■ Aim of the exercise
Quote, without change, all of the lines that follow.

■ Information shown
* Start *

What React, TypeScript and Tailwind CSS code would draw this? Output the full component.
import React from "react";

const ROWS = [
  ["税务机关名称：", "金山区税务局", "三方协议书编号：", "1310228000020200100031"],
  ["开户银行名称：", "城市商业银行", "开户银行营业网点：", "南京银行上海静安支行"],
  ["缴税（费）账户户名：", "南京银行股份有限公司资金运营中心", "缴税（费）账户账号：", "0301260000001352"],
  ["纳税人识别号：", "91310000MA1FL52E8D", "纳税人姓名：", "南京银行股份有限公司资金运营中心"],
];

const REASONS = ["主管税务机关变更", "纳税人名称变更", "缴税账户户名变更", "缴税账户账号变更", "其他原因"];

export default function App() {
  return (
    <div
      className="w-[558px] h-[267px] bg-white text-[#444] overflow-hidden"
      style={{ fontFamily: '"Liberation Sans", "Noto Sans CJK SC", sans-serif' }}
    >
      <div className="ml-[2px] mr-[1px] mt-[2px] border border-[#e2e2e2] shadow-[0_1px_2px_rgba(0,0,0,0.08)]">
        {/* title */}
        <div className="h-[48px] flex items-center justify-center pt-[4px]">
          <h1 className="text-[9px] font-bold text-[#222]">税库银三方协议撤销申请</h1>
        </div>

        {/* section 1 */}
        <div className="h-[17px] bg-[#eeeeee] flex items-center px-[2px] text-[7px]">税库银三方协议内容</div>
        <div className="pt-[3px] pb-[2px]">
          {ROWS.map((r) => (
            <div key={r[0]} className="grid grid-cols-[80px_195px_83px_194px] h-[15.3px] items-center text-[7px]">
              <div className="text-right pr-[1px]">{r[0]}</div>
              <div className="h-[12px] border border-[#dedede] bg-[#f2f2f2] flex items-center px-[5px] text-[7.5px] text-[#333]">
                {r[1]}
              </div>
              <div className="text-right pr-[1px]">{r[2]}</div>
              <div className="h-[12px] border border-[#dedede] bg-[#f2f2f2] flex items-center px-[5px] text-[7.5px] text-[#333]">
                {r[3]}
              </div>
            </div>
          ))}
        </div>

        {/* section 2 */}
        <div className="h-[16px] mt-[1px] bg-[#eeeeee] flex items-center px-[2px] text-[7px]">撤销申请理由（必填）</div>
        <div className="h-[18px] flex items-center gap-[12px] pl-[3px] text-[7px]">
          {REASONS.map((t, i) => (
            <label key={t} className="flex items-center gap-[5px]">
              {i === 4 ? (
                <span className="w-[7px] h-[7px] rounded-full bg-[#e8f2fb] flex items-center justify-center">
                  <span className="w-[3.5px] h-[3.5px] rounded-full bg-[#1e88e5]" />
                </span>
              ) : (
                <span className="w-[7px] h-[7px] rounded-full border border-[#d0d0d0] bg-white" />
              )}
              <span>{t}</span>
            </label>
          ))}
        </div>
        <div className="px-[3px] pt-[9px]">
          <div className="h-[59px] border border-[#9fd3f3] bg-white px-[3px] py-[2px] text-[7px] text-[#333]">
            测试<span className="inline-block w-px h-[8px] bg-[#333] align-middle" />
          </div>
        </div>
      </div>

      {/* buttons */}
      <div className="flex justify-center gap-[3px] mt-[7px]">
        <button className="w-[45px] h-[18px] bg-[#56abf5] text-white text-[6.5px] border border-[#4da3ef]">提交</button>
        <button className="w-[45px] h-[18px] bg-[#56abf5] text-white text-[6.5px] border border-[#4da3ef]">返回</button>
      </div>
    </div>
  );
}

* End *

■ The completed task
What React, TypeScript and Tailwind CSS code would draw this? Output the full component.
import React from "react";

const ROWS = [
  ["税务机关名称：", "金山区税务局", "三方协议书编号：", "1310228000020200100031"],
  ["开户银行名称：", "城市商业银行", "开户银行营业网点：", "南京银行上海静安支行"],
  ["缴税（费）账户户名：", "南京银行股份有限公司资金运营中心", "缴税（费）账户账号：", "0301260000001352"],
  ["纳税人识别号：", "91310000MA1FL52E8D", "纳税人姓名：", "南京银行股份有限公司资金运营中心"],
];

const REASONS = ["主管税务机关变更", "纳税人名称变更", "缴税账户户名变更", "缴税账户账号变更", "其他原因"];

export default function App() {
  return (
    <div
      className="w-[558px] h-[267px] bg-white text-[#444] overflow-hidden"
      style={{ fontFamily: '"Liberation Sans", "Noto Sans CJK SC", sans-serif' }}
    >
      <div className="ml-[2px] mr-[1px] mt-[2px] border border-[#e2e2e2] shadow-[0_1px_2px_rgba(0,0,0,0.08)]">
        {/* title */}
        <div className="h-[48px] flex items-center justify-center pt-[4px]">
          <h1 className="text-[9px] font-bold text-[#222]">税库银三方协议撤销申请</h1>
        </div>

        {/* section 1 */}
        <div className="h-[17px] bg-[#eeeeee] flex items-center px-[2px] text-[7px]">税库银三方协议内容</div>
        <div className="pt-[3px] pb-[2px]">
          {ROWS.map((r) => (
            <div key={r[0]} className="grid grid-cols-[80px_195px_83px_194px] h-[15.3px] items-center text-[7px]">
              <div className="text-right pr-[1px]">{r[0]}</div>
              <div className="h-[12px] border border-[#dedede] bg-[#f2f2f2] flex items-center px-[5px] text-[7.5px] text-[#333]">
                {r[1]}
              </div>
              <div className="text-right pr-[1px]">{r[2]}</div>
              <div className="h-[12px] border border-[#dedede] bg-[#f2f2f2] flex items-center px-[5px] text-[7.5px] text-[#333]">
                {r[3]}
              </div>
            </div>
          ))}
        </div>

        {/* section 2 */}
        <div className="h-[16px] mt-[1px] bg-[#eeeeee] flex items-center px-[2px] text-[7px]">撤销申请理由（必填）</div>
        <div className="h-[18px] flex items-center gap-[12px] pl-[3px] text-[7px]">
          {REASONS.map((t, i) => (
            <label key={t} className="flex items-center gap-[5px]">
              {i === 4 ? (
                <span className="w-[7px] h-[7px] rounded-full bg-[#e8f2fb] flex items-center justify-center">
                  <span className="w-[3.5px] h-[3.5px] rounded-full bg-[#1e88e5]" />
                </span>
              ) : (
                <span className="w-[7px] h-[7px] rounded-full border border-[#d0d0d0] bg-white" />
              )}
              <span>{t}</span>
            </label>
          ))}
        </div>
        <div className="px-[3px] pt-[9px]">
          <div className="h-[59px] border border-[#9fd3f3] bg-white px-[3px] py-[2px] text-[7px] text-[#333]">
            测试<span className="inline-block w-px h-[8px] bg-[#333] align-middle" />
          </div>
        </div>
      </div>

      {/* buttons */}
      <div className="flex justify-center gap-[3px] mt-[7px]">
        <button className="w-[45px] h-[18px] bg-[#56abf5] text-white text-[6.5px] border border-[#4da3ef]">提交</button>
        <button className="w-[45px] h-[18px] bg-[#56abf5] text-white text-[6.5px] border border-[#4da3ef]">返回</button>
      </div>
    </div>
  );
}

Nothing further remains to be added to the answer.